THE Hebrews generally sacrificed males, no matter of what colour; but here a heifer, and a heifer of a red colour, is ordered. The reason of these circumstances is not very well known.

"The rabbins, with all their boldness," says Calmet, "who stick at nothing when it is necessary to explain what they do not understand, declare that the cause of this law is entirely unknown; and that Solomon, with all his wisdom, could not find it out."

Several fathers, as well modern as ancient, profess to understand the whole clearly.

1. The red heifer with them signifies the flesh of our Lord, formed out of an earthly substance.

2. Being without spot, c., the infinite holiness of Christ.

3. The sex of the animal, the infirmity of our flesh, with which he clothed himself.

4. The red colour, his passion.

5. Being unyoked, his being righteous in all his conduct, and never under the yoke of sin.

6. Eleazar's sacrificing the heifer instead of Aaron, Numbers 19:3, signifies the change of the priesthood from the family of Aaron, in order that a new and more perfect priesthood might take place.

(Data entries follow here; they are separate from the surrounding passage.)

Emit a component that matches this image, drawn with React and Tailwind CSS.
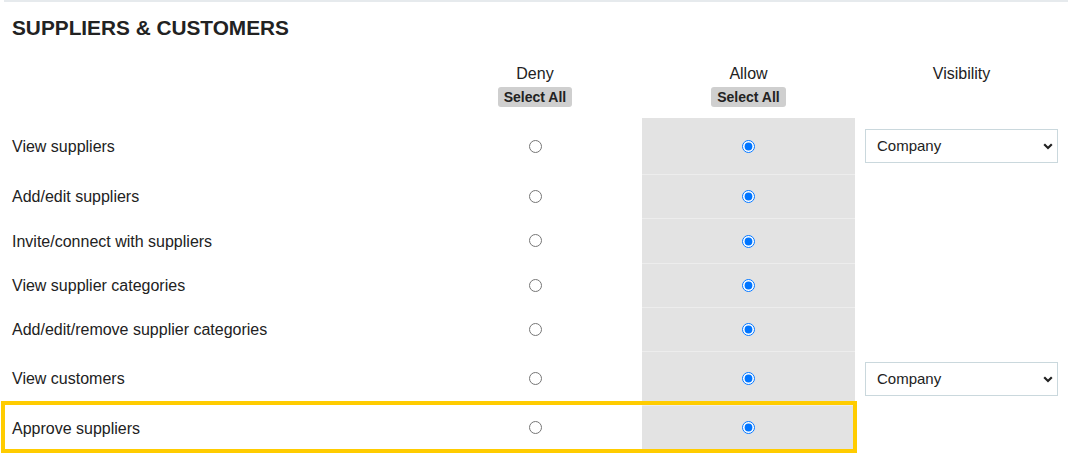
import { useState } from 'react';

const rows = [
  { label: 'View suppliers', h: 'h-[56px]', visibility: true },
  { label: 'Add/edit suppliers', h: 'h-[44px]' },
  { label: 'Invite/connect with suppliers', h: 'h-[45px]' },
  { label: 'View supplier categories', h: 'h-[44px]' },
  { label: 'Add/edit/remove supplier categories', h: 'h-[44px]' },
  { label: 'View customers', h: 'h-[54px]', visibility: true },
  { label: 'Approve suppliers', h: 'h-[44px]', highlight: true },
];

function VisibilitySelect() {
  return (
    <div className="relative w-full">
      <select
        defaultValue="company"
        className="w-full h-[34px] appearance-none border border-[#cad8dd] bg-white pl-[11px] pr-8 text-[15px] text-[#222] outline-none"
      >
        <option value="company">Company</option>
        <option value="team">Team</option>
        <option value="own">Own</option>
      </select>
      <svg
        className="absolute right-[5px] top-[14px] pointer-events-none"
        width="10"
        height="7"
        viewBox="0 0 10 7"
        fill="none"
      >
        <path d="M1.2 1.3 L5 5 L8.8 1.3" stroke="#222" strokeWidth="2.2" />
      </svg>
    </div>
  );
}

function SelectAllButton({ onClick }) {
  return (
    <button
      onClick={onClick}
      className="mt-[4px] h-[20px] px-[6px] rounded-[3px] bg-[#cfcfcf] text-[14px] leading-[20px] font-bold text-[#222]"
    >
      Select All
    </button>
  );
}

export default function App() {
  const [values, setValues] = useState(rows.map(() => 'allow'));

  const setAll = (v) => setValues(rows.map(() => v));
  const setOne = (i, v) => setValues(values.map((x, j) => (j === i ? v : x)));

  return (
    <div className="w-[1068px] min-h-[471px] bg-white text-[#222]" style={{ fontFamily: '"Liberation Sans", Arial, sans-serif' }}>
      <div className="ml-[4px] h-[2px] bg-[#e6eaed]" />
      <h2 className="mt-[14px] pl-[12px] text-[20.8px] leading-[24px] font-bold">SUPPLIERS &amp; CUSTOMERS</h2>

      {/* header */}
      <div className="flex h-[78px] text-[16px] leading-[19px]">
        <div className="w-[428px]" />
        <div className="w-[214px] flex flex-col items-center pt-[24px]">
          <span>Deny</span>
          <SelectAllButton onClick={() => setAll('deny')} />
        </div>
        <div className="w-[213px] flex flex-col items-center pt-[24px]">
          <span>Allow</span>
          <SelectAllButton onClick={() => setAll('allow')} />
        </div>
        <div className="w-[213px] flex flex-col items-center pt-[24px]">
          <span>Visibility</span>
        </div>
      </div>

      {rows.map((r, i) => (
        <div key={r.label} className={`flex ${r.h} text-[16px]`}>
          <div className="relative flex">
            <div className={`w-[428px] flex items-center pl-[12px] ${r.highlight ? 'pt-[4px]' : 'pt-[2px]'}`}>{r.label}</div>
            <div className="w-[214px] flex items-center justify-center">
              <input
                type="radio"
                name={`perm-${i}`}
                checked={values[i] === 'deny'}
                onChange={() => setOne(i, 'deny')}
                className="m-0 w-[13px] h-[13px]"
              />
            </div>
            <div className={`w-[213px] flex items-center justify-center bg-[#e3e3e3] ${i > 0 ? 'border-t border-[#ededed]' : ''}`}>
              <input
                type="radio"
                name={`perm-${i}`}
                checked={values[i] === 'allow'}
                onChange={() => setOne(i, 'allow')}
                className="m-0 w-[13px] h-[13px]"
              />
            </div>
            {r.highlight && (
              <span className="absolute left-[1px] right-[-2px] top-[-4px] bottom-[-4px] border-4 border-[#ffcc00] pointer-events-none" />
            )}
          </div>
          <div className="w-[213px] flex items-start pt-[11px] px-[10px]">
            {r.visibility && <VisibilitySelect />}
          </div>
        </div>
      ))}
    </div>
  );
}
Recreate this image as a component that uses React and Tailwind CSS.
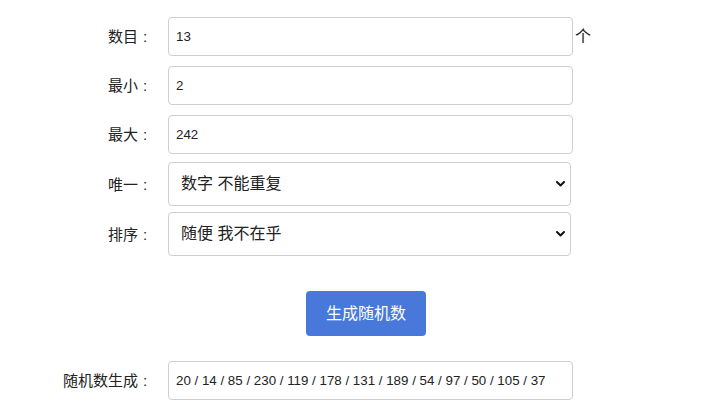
import React from "react";

function Label({ children }) {
  return (
    <div className="flex w-[153px] shrink-0 justify-end text-[15px] text-[#222] leading-none">
      <span>{children}</span>
      <span className="inline-block w-[15px] pl-[5px] text-left">:</span>
    </div>
  );
}

function Chevron() {
  return (
    <svg
      className="pointer-events-none absolute right-[6px] top-1/2 -translate-y-1/2"
      width="9"
      height="6"
      viewBox="0 0 9 6"
      fill="none"
    >
      <path d="M1 1 L4.5 4.5 L8 1" stroke="#111" strokeWidth="2" strokeLinecap="round" strokeLinejoin="round" />
    </svg>
  );
}

function SelectRow({ label, value, options, className }) {
  return (
    <div className={"flex items-center " + className}>
      <Label>{label}</Label>
      <div className="relative ml-[15px] w-[403px]">
        <select
          defaultValue={value}
          className="h-[44px] w-full appearance-none rounded-[4px] border border-[#cfcfcf] bg-white pl-[12px] text-[16px] text-[#222] outline-none font-['Liberation_Sans','Noto_Sans_CJK_SC',sans-serif]"
        >
          {options.map((o) => (
            <option key={o} value={o}>
              {o}
            </option>
          ))}
        </select>
        <Chevron />
      </div>
    </div>
  );
}

function InputRow({ label, value, suffix, className }) {
  return (
    <div className={"flex items-center " + className}>
      <Label>{label}</Label>
      <div className="ml-[15px] flex h-[39px] w-[405px] items-center rounded-[4px] border border-[#cfcfcf] bg-white px-[7px] text-[13.333px] text-[#222]">
        {value}
      </div>
      {suffix && <span className="ml-[2px] text-[16px] leading-none text-[#222]">{suffix}</span>}
    </div>
  );
}

export default function App() {
  return (
    <div className="h-[417px] w-[710px] bg-white pt-[17px] font-['Liberation_Sans','Noto_Sans_CJK_SC',sans-serif]">
      <InputRow label="数目" value="13" suffix="个" />
      <InputRow label="最小" value="2" className="mt-[10px]" />
      <InputRow label="最大" value="242" className="mt-[10px]" />
      <SelectRow
        label="唯一"
        value="数字 不能重复"
        options={["数字 不能重复", "数字 可以重复"]}
        className="mt-[8px]"
      />
      <SelectRow
        label="排序"
        value="随便 我不在乎"
        options={["随便 我不在乎", "从小到大", "从大到小"]}
        className="mt-[6px]"
      />
      <div className="ml-[306px] mt-[35px] flex h-[45px] w-[120px] items-center justify-center rounded-[4px] bg-[#4879da] text-[16px] text-white">
        生成随机数
      </div>
      <InputRow
        label="随机数生成"
        value="20 / 14 / 85 / 230 / 119 / 178 / 131 / 189 / 54 / 97 / 50 / 105 / 37"
        className="mt-[25px]"
      />
    </div>
  );
}
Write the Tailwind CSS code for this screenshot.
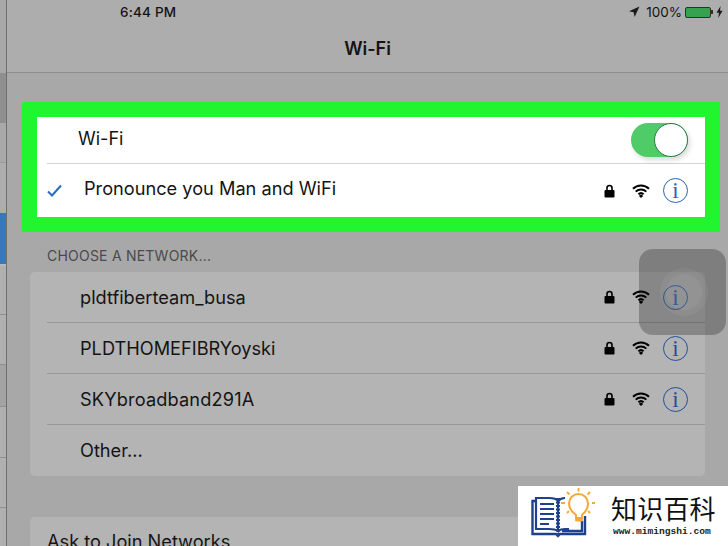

7. The red heifer being taken without the camp (Numbers 19:3) to be slain, points out the crucifixion of our Lord without the city.

8. The complete consuming of the heifer by fire, the complete offering of the whole body and soul of Christ as a sacrifice to God for the sin of man: for as the heifer was without blemish, the whole might be offered to God and as Christ was immaculate, his whole body and soul were made a sacrifice for sin.

9. As the fire of this sacrifice ascended up to God, so it points out the resurrection and ascension of our blessed Lord.

10. And as the ashes of this victim communicated a legal purity to those who were defiled, so true repentance, signified by those ashes, is necessary for the expiation of the offences committed after baptism. A great part of this is true in itself; but how little evidence is there that all these things were intended in the ordinance of the red heifer? Numbers 8:7.